Commentators such as Julia Hejduk and James O’Hara argue that contrary to the “optimistic” readings of this passage offered by many scholars, Jupiter’s representation of future peace is rather bleak. This entire passage contains only one word with positive overtones (mitescent, “soften”), and this softening of the ages itself is only characterised as an absence of war. The usual Roman depictions of peace, such as fertility, freedom, and art (e.g. the imagery on the Ara Pacis) are nowhere to be seen here. It seems that for Jupiter, Roman imperium is justified, in Julia Hejduk’s words, simply by a “theology of victory” (see “Jupiter’s Aeneid,” p. 282-292). Any moral right that the Romans have to rule is irrelevant; they must be entitled to rulership because they were successful in bringing it about. However, this bleakness is precisely what Augustus’s rule will bring to an end, and so while Jupiter’s language is at times harrowing, this serves to form an even more striking contrast between events pre and post-Augustus.
We see in this passage one of the most characteristic features of the Aeneid, the interweaving of the past and the present. As Aaron Seider discusses in his Memory in Vergil’s Aeneid, remembrance, veneration, and commemoration of past events and figures were central to the Roman way of life (from funerary rites to the erection of monuments). Establishing ancient, divine roots for Augustus was one of Virgil’s key objectives. Towards this end, the different names given to Aeneas’s son, Ascanius, reinforce his Trojan roots (Ilus = Ilium, i.e. Troy) and connect him to Rome by naming him as the ancestor of the Julian family (Iulus = Julius). Ascanius rules in Lavinium for thirty years before founding Alba Longa, somewhat oddly referred to as the gens Hectorea. Hector, killed in battle at Troy, and left without heirs, serves purely to remind the reader of Rome’s Trojan origins. Three-hundred years later Romulus and Remus will be born to the Trojan-named priestess Ilia and Mars, the Roman god of war. This union produces the people of Rome, which Jupiter makes explicit by highlighting the wordplay between Romulus and Romanus. Jupiter’s assurances of Rome’s military and civic triumph culminate with the phrase imperium sine fine dedi, which emphasises that Rome’s dominion has always been part of his divine will, and that it is boundless, not limited in time or space.

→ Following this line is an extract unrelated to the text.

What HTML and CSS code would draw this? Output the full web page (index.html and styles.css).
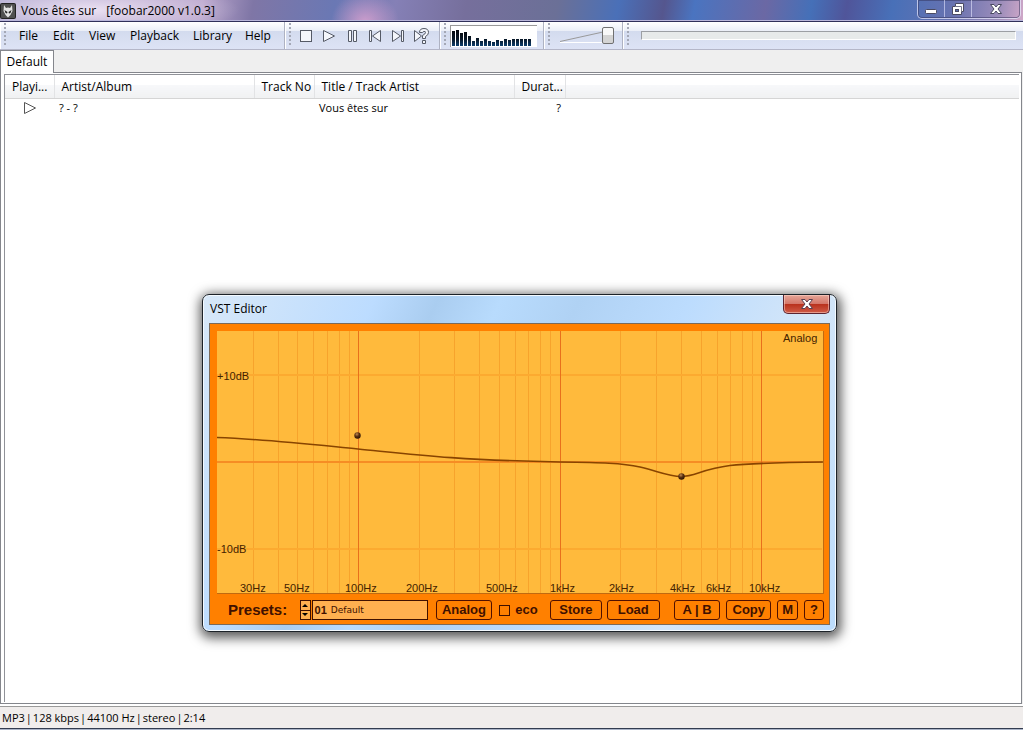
FILE: index.html
```
<!DOCTYPE html>
<html lang="en">
<head>
<meta charset="utf-8">
<title>foobar2000</title>
<link rel="stylesheet" href="styles.css">
</head>
<body>
<div class="app">
  <header class="titlebar">
    <svg class="logo" viewBox="0 0 16 16" aria-hidden="true">
      <rect width="16" height="16" rx="2" fill="#222"/>
      <rect x="1" y="1" width="14" height="14" rx="1" fill="#505050"/>
      <path d="M4 2 L6 5 Q8 4 10 5 L12 2 L12.500 8 Q11 12 8 14.500 Q5 12 3.500 8Z" fill="#e4e4e4"/>
      <path d="M4.500 7 L7.500 9 L7 10.500 L5.500 10Z M11.500 7 L8.500 9 L9 10.500 L10.500 10Z" fill="#222"/>
    </svg>
    <h1 class="title"><span>Vous êtes sur</span><span>[foobar2000 v1.0.3]</span></h1>
    <div class="window-buttons">
      <button aria-label="Minimize"><svg width="14" height="14" viewBox="0 0 14 14"><rect x="1.500" y="7.500" width="11" height="4" rx="1" fill="#fff" stroke="#4a4a62"/></svg></button>
      <button aria-label="Restore"><svg width="14" height="14" viewBox="0 0 14 14"><path d="M4.500 1.500h8v8h-2v3h-9v-8h3z" fill="#fff" stroke="#4a4a62"/><path d="M4 4.500h6.500v5" fill="none" stroke="#77778c"/><rect x="4.500" y="7.500" width="3" height="2" fill="#5b70ae" stroke="#4a4a62"/></svg></button>
      <button aria-label="Close"><svg width="14" height="14" viewBox="0 0 14 14"><path d="M1.500 2.500h3.500l2 2.500 2-2.500h3.500l-3.500 4.500 3.500 4.500h-3.500l-2-2.500-2 2.500h-3.500l3.500-4.500z" fill="#fff" stroke="#4a4a62"/></svg></button>
    </div>
  </header>

  <div class="rebar">
    <nav class="band menu">
      <button>File</button><button>Edit</button><button>View</button><button>Playback</button><button>Library</button><button>Help</button>
    </nav>
    <div class="band transport">
      <button aria-label="Stop"><svg width="16" height="16" viewBox="0 0 16 16"><rect x="2.500" y="2.500" width="11" height="11"/></svg></button>
      <button aria-label="Play"><svg width="16" height="16" viewBox="0 0 16 16"><path d="M2.500 2.500v11l11-5.500z"/></svg></button>
      <button aria-label="Pause"><svg width="16" height="16" viewBox="0 0 16 16"><path d="M4.500 2.500h3v11h-3zM9.500 2.500h3v11h-3z"/></svg></button>
      <button aria-label="Previous"><svg width="16" height="16" viewBox="0 0 16 16"><path d="M2.500 2.500h2v11h-2zM13.500 2.500v11l-8-5.500z"/></svg></button>
      <button aria-label="Next"><svg width="16" height="16" viewBox="0 0 16 16"><path d="M11.500 2.500h2v11h-2zM2.500 2.500v11l8-5.500z"/></svg></button>
      <button aria-label="Random"><svg width="16" height="16" viewBox="0 0 16 16"><path d="M1.500 2.500v11l7-5.500z"/><path d="M6.500 4.500q0-4 4.500-4t4.500 4q0 2.500-3 4v2h-3v-3q3-1.500 3-3t-1.500-1q-1 0-1.500 1zM9.500 12.500h3v3h-3z"/></svg></button>
    </div>
    <div class="band spectrum">
      <svg class="bars" viewBox="0 0 86 21" role="img" aria-label="Spectrum">
        <defs><linearGradient id="bar" x1="0" y1="5" x2="0" y2="21" gradientUnits="userSpaceOnUse"><stop offset="0" stop-color="#05070c"/><stop offset=".5" stop-color="#071524"/><stop offset="1" stop-color="#0d4478"/></linearGradient></defs>
        <path fill="url(#bar)" d="M1 5h3v15h-3zM5 4h3v16h-3zM9 7h3v13h-3zM13 6h3v14h-3zM17 10h3v10h-3zM21 15h3v5h-3zM25 12h3v8h-3zM29 15h3v5h-3zM33 13h3v7h-3zM37 15h3v5h-3zM41 16h3v4h-3zM45 14h3v6h-3zM49 15h3v5h-3zM53 13h3v7h-3zM57 14h3v6h-3zM61 13h3v7h-3zM65 13h3v7h-3zM69 13h3v7h-3zM73 13h3v7h-3zM77 13h3v7h-3z"/>
      </svg>
    </div>
    <div class="band volume">
      <svg width="54" height="16" viewBox="0 0 54 16" aria-hidden="true"><path d="M0 14.500h43" stroke="#fff"/><path d="M0 13.500L43 4" stroke="#999" fill="none"/></svg>
      <input type="range" value="100" aria-label="Volume">
    </div>
    <div class="band seek"><input type="range" value="0" aria-label="Seek"></div>
  </div>

  <div class="tabs" role="tablist"><button role="tab" aria-selected="true">Default</button></div>

  <main class="panel">
    <div class="list">
      <table class="playlist">
        <colgroup><col class="c-play"><col class="c-artist"><col class="c-no"><col class="c-title"><col class="c-dur"><col></colgroup>
        <thead><tr><th>Playi...</th><th>Artist/Album</th><th>Track No</th><th>Title / Track Artist</th><th>Durat...</th><th></th></tr></thead>
        <tbody><tr><td class="playing"><svg width="14" height="14" viewBox="0 0 14 14" role="img" aria-label="Playing"><path d="M1.500 1.500v11l11-5.500z" fill="none" stroke="#555"/></svg></td><td>? - ?</td><td></td><td>Vous êtes sur</td><td class="duration">?</td><td></td></tr></tbody>
      </table>
    </div>
  </main>

  <footer class="status"><span>MP3</span><span>|</span><span>128 kbps</span><span>|</span><span>44100 Hz</span><span>|</span><span>stereo</span><span>|</span><span>2:14</span></footer>
  <div class="taskbar"></div>
</div>

<section class="dialog" role="dialog" aria-labelledby="dialog-title">
  <header class="dialog-head">
    <h2 id="dialog-title">VST Editor</h2>
    <button class="dialog-close" aria-label="Close"><svg width="14" height="14" viewBox="0 0 14 14"><path d="M1.500 2.500h3.500l2 2.500 2-2.500h3.500l-3.500 4.500 3.500 4.500h-3.500l-2-2.500-2 2.500h-3.500l3.500-4.500z" fill="#fff" stroke="#5a4050"/></svg></button>
  </header>
  <div class="editor">
    <svg class="plot" viewBox="0 0 606 262" role="img" aria-label="Equalizer curve">
      <defs><radialGradient id="knob" cx=".4" cy=".3" r=".7"><stop offset="0" stop-color="#c08a50"/><stop offset=".5" stop-color="#5a3010"/><stop offset="1" stop-color="#2c1404"/></radialGradient></defs>
      <path class="grid" d="M36.500 0v262M61.500 0v262M80.500 0v262M96.500 0v262M110.500 0v262M122.500 0v262M132.500 0v262M202.500 0v262M237.500 0v262M262.500 0v262M282.500 0v262M298.500 0v262M311.500 0v262M323.500 0v262M333.500 0v262M403.500 0v262M439.500 0v262M464.500 0v262M484.500 0v262M500.500 0v262M513.500 0v262M525.500 0v262M535.500 0v262"/>
      <path class="level" d="M0 44h605M0 218h605"/>
      <path class="zero" d="M0 131h605"/>
      <path class="decade" d="M141.500 0v262M343.500 0v262M544.500 0v262"/>
      <path class="curve" d="M0 106.500C45 108 90 113 141 118S235 129 343 131C385 131.500 405 132 423 136C440 140 452 145.500 464 145.500C478 145.500 485 138 513 134.500C535 132 570 131.500 606 131"/>
      <circle cx="140.500" cy="104.500" r="3.200" fill="url(#knob)"/><circle cx="464.500" cy="145.500" r="3.200" fill="url(#knob)"/>
      <g class="labels"><text x="0" y="49">+10dB</text><text x="0" y="222">-10dB</text><text x="566" y="11">Analog</text>
      <text x="23" y="261">30Hz</text><text x="67" y="261">50Hz</text><text x="128" y="261">100Hz</text><text x="189" y="261">200Hz</text><text x="269" y="261">500Hz</text><text x="333" y="261">1kHz</text><text x="392" y="261">2kHz</text><text x="453" y="261">4kHz</text><text x="489" y="261">6kHz</text><text x="532" y="261">10kHz</text></g>
    </svg>
    <div class="controls">
      <label class="presets" for="preset">Presets:</label>
      <div class="spin"><button aria-label="Next preset"><svg width="6" height="3" viewBox="0 0 6 3"><path d="M0 3h6l-3-3z"/></svg></button><button aria-label="Previous preset"><svg width="6" height="3" viewBox="0 0 6 3"><path d="M0 0h6l-3 3z"/></svg></button></div>
      <div class="field"><b>01</b><input id="preset" type="text" value="Default"></div>
      <button class="btn w-analog">Analog</button>
      <label class="eco"><input type="checkbox">eco</label>
      <button class="btn w-store">Store</button>
      <button class="btn w-load">Load</button>
      <button class="btn w-ab">A | B</button>
      <button class="btn w-copy">Copy</button>
      <button class="btn w-m">M</button>
      <button class="btn w-help">?</button>
    </div>
  </div>
</section>
</body>
</html>
```
FILE: styles.css
```
* { box-sizing: border-box; }
body { margin: 0; font: 12px/16px "Open Sans", "Noto Sans", sans-serif; color: #000; background: #fff; }
button, input { font: inherit; color: inherit; margin: 0; padding: 0; }
button { border: 0; background: none; }
svg { display: block; }
.app { min-height: 100vh; display: flex; flex-direction: column; background: #efefef; }

.titlebar {
  height: 22px; display: flex; align-items: flex-start; gap: 5px;
  border-bottom: 1px solid #30305a; box-shadow: inset 0 -1px #b9b6da;
  background:
    radial-gradient(ellipse 150px 26px at 90px 10px, rgba(255,245,255,.75), transparent),
    radial-gradient(ellipse 34px 30px at 365px 22px, rgba(225,165,210,.8), transparent),
    linear-gradient(100deg, #aaa4cc 0, #b9a5cc 200px, #7f76a6 250px, #6a78b4 330px, #8580b6 390px, #766f9c 460px, #6b7097 550px, #4a70b8 610px, #55568e 655px, #4a74c0 685px, #6b68a4 755px, #4570b8 800px, #50559a 835px, #4870b8 880px, #6872b0 940px, #9a8cba 985px, #d0a8c8);
}
.logo { width: 16px; height: 16px; margin-top: 3px; }
.title { flex: 1; display: flex; gap: 10px; margin: 3px 0 0; font-size: 12px; font-weight: 400; line-height: 16px; }
.window-buttons { display: flex; height: 19px; margin-right: 2px; border: 1px solid rgba(235,235,255,.7); border-top: 0; border-radius: 0 0 5px 5px; box-shadow: inset 0 0 0 1px rgba(50,50,90,.5); }
.window-buttons button { width: 27px; height: 17px; display: grid; place-items: center; border-right: 1px solid rgba(230,230,255,.6); }
.window-buttons button:last-child { width: 48px; border: 0; }

.rebar { height: 28px; display: grid; grid-template-columns: 285px 155px 104px 79px 1fr; border-bottom: 1px solid #b4b6c8; background: linear-gradient(#fff 0, #eaeef7 9px, #d3dbee 9px, #dde3f5 100%); }
.band { display: flex; align-items: center; border-left: 1px solid #fff; border-right: 1px solid #aeb2c2; background: repeating-linear-gradient(#a4a8b6 0 2px, transparent 2px 4px) 3px 1px / 2px 24px no-repeat; }
.band:last-child { border-right: 0; }
.menu { display: grid; grid-template-columns: 34px 36px 41px 63px 52px 40px; padding-left: 10px; }
.menu button { height: 26px; text-align: left; padding-left: 8px; }
.transport { padding-left: 12px; gap: 7px; }
.transport svg { fill: #f4f6fb; stroke: #555a66; }
.spectrum { padding-left: 9px; }
.bars { width: 87px; height: 22px; background: #fff; border-top: 1px solid #999; border-left: 1px solid #999; }
.volume { display: grid; padding-left: 15px; align-content: center; }
.volume svg, .volume input { grid-area: 1 / 1; }
input[type="range"] { appearance: none; background: none; }
.volume input { width: 54px; height: 16px; }
.volume input::-webkit-slider-thumb { appearance: none; width: 12px; height: 17px; border: 1px solid #707070; border-radius: 2px; background: linear-gradient(#f8f8f8 50%, #d4d4d4 50%); }
.seek { padding: 0 7px 0 17px; }
.seek input { flex: 1; min-width: 0; height: 9px; background: #e7eaea; border: 1px solid; border-color: #9c9fa4 #fff #fff #9c9fa4; }
.seek input::-webkit-slider-thumb { appearance: none; width: 0; height: 0; }

.tabs { height: 22px; display: flex; }
.tabs button { width: 54px; background: #fff; border: 1px solid #84868c; border-bottom: 0; margin-bottom: -1px; z-index: 1; }
.panel { flex: 1; display: flex; padding: 1px 2px 1px 3px; background: #fff; border: 1px solid #84868c; margin-right: 1px; }
.list { flex: 1; border: 1px solid #909298; border-right: 0; border-bottom: 0; }
.playlist { width: 100%; border-collapse: collapse; table-layout: fixed; }
.c-play { width: 49px; } .c-artist { width: 200px; } .c-no { width: 60px; } .c-title { width: 200px; } .c-dur { width: 51px; }
.playlist th { height: 23px; padding: 2px 0 0 7px; text-align: left; font-weight: 400; white-space: nowrap; border-right: 1px solid #e2e3e5; border-bottom: 1px solid #d5d5d5; background: linear-gradient(#fff 45%, #f7f8fa 45%, #f0f1f2); }
.playlist th:last-child { border-right: 0; }
.playlist td { height: 21px; padding: 0 4px 1px 5px; font-size: 11px; white-space: nowrap; }
.playlist .playing { padding-left: 18px; }
.playlist .duration { text-align: right; }
.status { height: 24px; display: flex; gap: 1px; padding: 4px 2px 0; font-size: 11px; border-top: 2px solid #fff; box-shadow: inset 0 1px #9a9a9a; background: #f0edec; }
.taskbar { height: 2px; background: linear-gradient(#333c50 50%, #aab4c8 50%); }

.dialog { position: absolute; left: 202px; top: 294px; width: 635px; padding: 0 6px 6px; border: 1px solid #1c2228; border-radius: 7px; background: linear-gradient(115deg, #d8e8f8 0, #bcdcff 22%, #aacdf0 30%, #b8dbfd 38%, #b0d2f4 48%, #bcdcfe 62%, #d4e6f8 78%, #bcdcfc 100%); box-shadow: inset 0 0 0 1px #f4faff, 1px 3px 12px 3px rgba(0,0,0,.65); }
.dialog-head { display: flex; justify-content: space-between; height: 28px; padding-left: 1px; }
.dialog-head h2 { margin: 6px 0 0; font-size: 12px; line-height: 16px; font-weight: 400; }
.dialog-close { width: 47px; height: 19px; display: grid; place-items: center; border: 1px solid #5c2430; border-top: 0; border-radius: 0 0 5px 5px; background: linear-gradient(#e6a698, #d4776a 48%, #b8301c 50%, #d05c48); box-shadow: inset 0 0 0 1px rgba(255,220,210,.5); }
.editor { padding: 7px 5px 2px 7px; border: 1px solid #7a6a5a; background: #ff8000; }
.plot { width: 100%; background: #ffba3c; border-right: 1px solid #c06a10; border-bottom: 1px solid #c06a10; }
.plot path { fill: none; }
.plot .grid { stroke: #f7a32c; }
.plot .level { stroke: #fcaa30; stroke-width: 2; }
.plot .zero { stroke: #f68d24; stroke-width: 2; }
.plot .decade { stroke: #e8701c; }
.plot .curve { stroke: #884400; stroke-width: 1.6; }
.labels { font: 11px "Liberation Sans", Arial, sans-serif; fill: #442200; }
.controls { display: flex; align-items: center; height: 24px; margin-top: 4px; font: bold 14px/18px "Liberation Sans", Arial, sans-serif; color: #401000; }
.presets { width: 83px; padding-left: 11px; font-size: 15px; }
.spin { width: 11px; height: 20px; display: grid; border: 1px solid #401000; background: #ffb050; }
.spin button { display: grid; place-items: center; }
.spin button + button { border-top: 1px solid #401000; }
.field { width: 116px; height: 20px; display: flex; align-items: center; gap: 4px; margin-left: 1px; padding-left: 2px; border: 1px solid #401000; background: #ffb050; font-size: 11px; }
.field input { flex: 1; min-width: 0; height: 16px; border: 0; background: none; font: 9px "DejaVu Sans", sans-serif; }
.btn { height: 20px; border: 1px solid #501000; border-radius: 3px; margin-left: 5px; font-size: 13px; }
.w-analog { width: 57px; margin-left: 8px; }
.eco { display: flex; align-items: center; gap: 5px; width: 51px; margin-left: 7px; font-size: 13px; }
.eco input { appearance: none; width: 11px; height: 11px; border: 1px solid #401000; }
.w-store { width: 52px; margin-left: 0; }
.w-load { width: 53px; }
.w-ab { width: 47px; margin-left: 14px; }
.w-copy { width: 45px; margin-left: 6px; }
.w-m { width: 21px; margin-left: 6px; }
.w-help { width: 20px; margin-left: 6px; }
```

The reference to the Roman conquests of three Greek towns (2nd century BCE), cements the military superiority of Rome, and once again looks to the Trojan past with the mention of Aeneas’s great-grandfather, Assaracus. According to Richard Jenkyns (Virgil’s Experience, p. 394-396), connecting Roman conquerors of Greece with a figure from three generations before the Trojan War stretches the historical paradox of this passage somewhat. The climax, however, comes in the identification of Trojanus Caesar, the Julian name described as originating in the Trojan Iulus. It is finally as if “Troy is subsumed in Rome”, the final names we read in the passage being completely Roman: Faith (Fides), Vesta, Quirinus, and Remus. It makes most sense to understand this deified – he is “welcom[ed] to heaven” (I.290) – “Trojan Caesar” (I.289) as Julius Caesar, with Augustus then implied a few verses later. Augustus’s era of peace is introduced by tum (“then”), with the years of civil war following Julius Caesar’s death glossed over to emphasise the ceasing of wars that the former will preside over. Romulus/Quirinus and Remus are mentioned in between Julius Caesar and Augustus at the end of the passage (I.292-293) in a symbolic reconciliation of the twins, which represents the peace and lawful order that Augustus ushers in after Julius Caesar’s death. Similarly, the binding of furor impius (impious Rage) in verse 294-295 represents the end of civil war, the work of Augustus.